Tru Love and her husband, Stephen Stuart, found 13 towers in commercially zoned districts within one mile of the proposed St. Albert tower and they have spearheaded a campaign against its construction.
They cite peer-reviewed research that documents the detrimental effects of the towers on property values — up to 20 percent lower.
Eleven real estate agents have also supported their contention and petitioned against the St. Albert tower in November.
Love and Stuart want the city to request an audit from AT&T regarding its wireless-communications facilities in the city and a presentation showing why it cannot simply co-locate at any of the existing facilities used by other carriers.
Six of the 13 towers "are registered to companies acquired by AT&T and there are seven others on which AT&T may co-locate. Prove that this tower is necessary," they told city officials in a Nov. 15 letter.
Love and Stuart also want the city to develop a wireless plan.
"The City of Palo Alto has a very weak zoning ordinance for wireless communications facilities. The city's Comprehensive Plan makes no mention of wireless communication facilities whatsoever," Love said, comparing it to extensive ordinances created by the cities of Richmond and Glendale (in Southern California) a few years ago.
Curtis Williams, director of planning and community environment, said the city has a zoning ordinance regarding wireless-communications facilities that requires a conditional-use permit when the facility is to be located in a residentially zoned parcel, is a stand-alone structure or if the height of a building-mounted antenna exceeds the height of the building.
The city encourages, but does not require, locating the towers on non-residential property and encourages screening, co-location with other facilities and architectural compatibility, such as the pine-tree towers, he said.
"The city is prohibited by the Telecommunications Act of 1996 from regulating wireless-communications facilities based on radiation emissions," he said. (See sidebar for story on health effects.)

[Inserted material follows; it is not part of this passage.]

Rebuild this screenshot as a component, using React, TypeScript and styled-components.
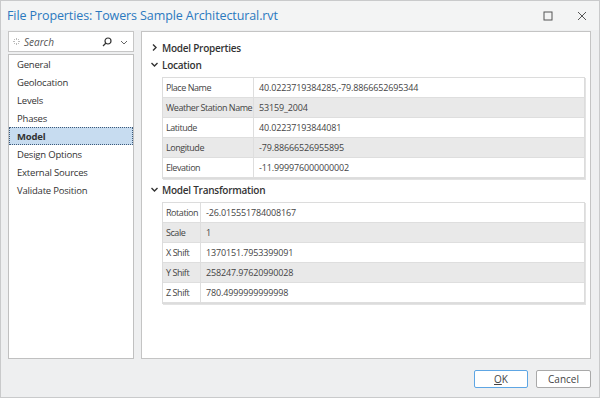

Where a proposed site is of concern to neighbors, the city generally requires extensive information regarding the radius of coverage needed and an evaluation of other alternative sites, he said.
Williams said a study session next year with Joint Venture Silicon Valley will look at new technologies, such as the Distributed Antenna System (DAS), a setup of smaller antennas usually placed on utility poles, and how the city should plan for the upcoming 4G network, which is the latest system being implemented by the carriers.
The demand for new towers in residential areas caused City of Richmond officials to adopt an emergency moratorium to stop applications for wireless-communications facilities a few years ago, Lena Velasco, interim planning director, said.
City leaders formed an advisory group with carriers and residents to develop an agreed-upon policy. In 2009, a 30-page ordinance established standards for the towers and prioritized zones and required "maximum achievable setbacks" from schools, child-care facilities, residences, hospitals and mixed-use areas.
The law "puts the onerous proof on the carrier" to show that a location within a residential area is the only alternative and the best site, she said.
Since the ordinance was adopted and revised, there have been few problems, she said. But recently an issue arose when the city approved a structure in a public/civic zone at a reservoir. The existing law does not require a setback in that area, but the site is adjacent to residences.
Richmond brought in outside counsel and experts when it formulated its law and looked at ordinances in Berkeley, Albany and Orinda, she said.
There are always unanticipated consequences — some things that can't be identified in advance, even with the best intentions, she said.
"It hasn't worked as completely as we anticipated. But overall, people feel better than they did two or three years ago."